- [Task to carry out] Write out the full listing again, exactly as it stands.

- [Stored data]
——————
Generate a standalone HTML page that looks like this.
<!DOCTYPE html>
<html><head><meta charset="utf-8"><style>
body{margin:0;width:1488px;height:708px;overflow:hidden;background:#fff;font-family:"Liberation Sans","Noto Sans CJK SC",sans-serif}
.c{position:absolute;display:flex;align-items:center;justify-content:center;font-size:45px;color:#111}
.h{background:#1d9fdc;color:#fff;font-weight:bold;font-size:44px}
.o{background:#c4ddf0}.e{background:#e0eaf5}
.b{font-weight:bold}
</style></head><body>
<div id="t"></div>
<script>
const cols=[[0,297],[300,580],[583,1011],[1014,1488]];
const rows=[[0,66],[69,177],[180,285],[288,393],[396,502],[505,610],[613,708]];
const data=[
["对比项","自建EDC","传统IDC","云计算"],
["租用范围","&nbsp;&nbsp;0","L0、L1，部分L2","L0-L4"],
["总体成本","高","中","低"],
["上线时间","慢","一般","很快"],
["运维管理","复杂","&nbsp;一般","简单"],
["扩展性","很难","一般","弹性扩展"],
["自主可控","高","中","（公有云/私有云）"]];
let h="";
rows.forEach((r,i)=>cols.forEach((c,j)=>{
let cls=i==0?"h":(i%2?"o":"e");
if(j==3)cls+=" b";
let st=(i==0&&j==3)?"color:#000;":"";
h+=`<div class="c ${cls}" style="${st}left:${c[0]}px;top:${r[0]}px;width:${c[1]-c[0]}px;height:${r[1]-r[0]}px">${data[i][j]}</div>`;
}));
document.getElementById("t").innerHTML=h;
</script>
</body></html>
——————
- [Task output]
Generate a standalone HTML page that looks like this.
<!DOCTYPE html>
<html><head><meta charset="utf-8"><style>
body{margin:0;width:1488px;height:708px;overflow:hidden;background:#fff;font-family:"Liberation Sans","Noto Sans CJK SC",sans-serif}
.c{position:absolute;display:flex;align-items:center;justify-content:center;font-size:45px;color:#111}
.h{background:#1d9fdc;color:#fff;font-weight:bold;font-size:44px}
.o{background:#c4ddf0}.e{background:#e0eaf5}
.b{font-weight:bold}
</style></head><body>
<div id="t"></div>
<script>
const cols=[[0,297],[300,580],[583,1011],[1014,1488]];
const rows=[[0,66],[69,177],[180,285],[288,393],[396,502],[505,610],[613,708]];
const data=[
["对比项","自建EDC","传统IDC","云计算"],
["租用范围","&nbsp;&nbsp;0","L0、L1，部分L2","L0-L4"],
["总体成本","高","中","低"],
["上线时间","慢","一般","很快"],
["运维管理","复杂","&nbsp;一般","简单"],
["扩展性","很难","一般","弹性扩展"],
["自主可控","高","中","（公有云/私有云）"]];
let h="";
rows.forEach((r,i)=>cols.forEach((c,j)=>{
let cls=i==0?"h":(i%2?"o":"e");
if(j==3)cls+=" b";
let st=(i==0&&j==3)?"color:#000;":"";
h+=`<div class="c ${cls}" style="${st}left:${c[0]}px;top:${r[0]}px;width:${c[1]-c[0]}px;height:${r[1]-r[0]}px">${data[i][j]}</div>`;
}));
document.getElementById("t").innerHTML=h;
</script>
</body></html>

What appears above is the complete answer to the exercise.